Frank J. Oteri: You’re saying that music should be fun to listen to. You were at Juilliard at a very heady time, the early ’60s. Now, you were teaching there at some point. Things have changed a great deal there now, but you were there roughly at the same time that Steve Reich and Philip Glass were there…
Peter Schickele: Yes. It was actually the late ’50s that I was there as a student. Phil was a good friend. We were there together. Steve was a little bit later. I taught there in the early ’60s. But the thing about Steve and Phil is, they weren’t Philip Glass and Steve Reich yet. Philip was writing in a style that had nothing to do with the style he developed later.

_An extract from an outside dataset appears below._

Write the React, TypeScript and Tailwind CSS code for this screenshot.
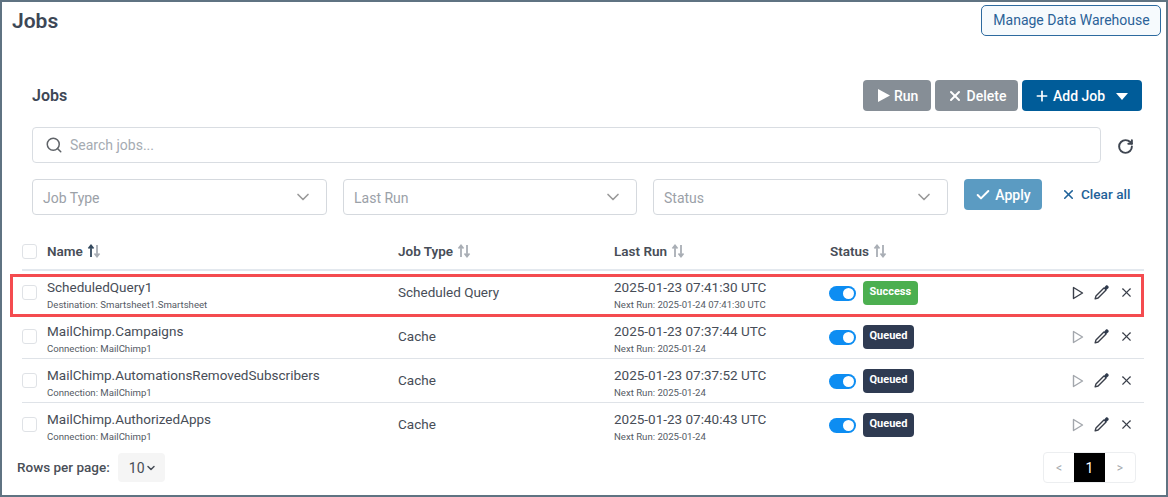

One of the things I liked about Juilliard is that there was not a school style. There were some conservatories where there was one composer who was sort of ascendant and he was likely to have acolyte students. Juilliard was not like that. There were a lot of different styles. Nevertheless, a lot of music being done then was what you might call university avant-garde. Although beautiful music has been written using the 12-tone system, it was never my personality. I quit teaching at Juilliard in 1965 for several reasons. I had just done the first public P.D.Q. Bach concert and wanted to be free to take it on the road, but also I just wasn’t comfortable in academic surroundings then. I also liked the idea of not just doing concert music. The later half of the ’60s is when I did all that arranging for folk singers. I did four feature films and some shorter ones. I loved doing that—that whole thing that bothers some people about having to write something that’s exactly ten and a half seconds long; I love those constrictions. I wanted to get out of the academic situation and I’ve never regretted that because my own musical personality is very lyrical, open, and accessible… It’s interesting. It’s not that I or a lot of other composers sit down saying, “I want to write music that people will like.” I’m writing music that I like. I have a rather open personality and I don’t work well in the constraints of the mathematically-, or at least arithmetically-oriented, 12-tone system.